Em que fase de implementação se encontra a marca StonePT? Quais as garantias que este selo dá ao consumidor?

MG – O Stone.pt teve um período relativamente longo de gestação e só agora começou a haver empresas a implementar a fase de controlo. Não se trata apenas de uma marca, é um selo de qualidade e isso obriga a que, por parte das empresas, haja um compromisso para um conjunto de requisitos que têm que ser cumpridos, como por exemplo os relacionados com o controlo do processo industrial, o próprio conhecimento da pedra ou a certificação da origem. Nós podíamos fazer aplicar um qualquer ISO, mas como somos um setor muito específico entendemos que tal era redutor e desadequado. Tínhamos que criar algo que servisse melhor o setor e essa tarefa foi complexa. Neste momento temos 21 empresas em processo de implementação, três destas já a utilizar o selo StonePT.

Miguel Goulão é vice-presidente da ASSIMAGRA, a associação que representa os industriais dos recursos minerais de Portugal. Chefe de gabinete nos XV e XVI governos constitucionais, nas áreas da Ciência e Ensino Superior e Ambiente e Ordenamento do território, respetivamente, Miguel Goulão foi administrador, gestor e presidente de conselhos de administração de várias empresas, destacando-se em funções executivas de associações empresarias, casos da ARICOP, AHRESP, CTP e agora da ASSIMAGRA.
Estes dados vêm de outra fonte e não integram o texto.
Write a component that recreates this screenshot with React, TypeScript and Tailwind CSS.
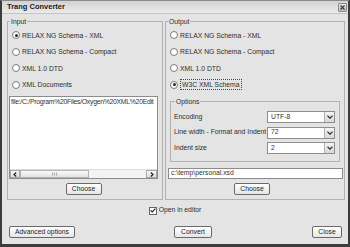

Pedro Amaral é professor auxiliar no Instituto Superior Técnico (IST). Doutorado em Engenharia de Materiais pela Universidade Técnica de Lisboa (IST), é autor de numerosos artigos em revistas científicas internacionais e tem efetuado trabalho de investigação de interesse para a indústria da pedra natural, nomeadamente relacionados com ferramentas e processos de corte. É co-autor, entre outras publicações, de um manual técnico para aplicação, uso e manutenção de rochas ornamentais.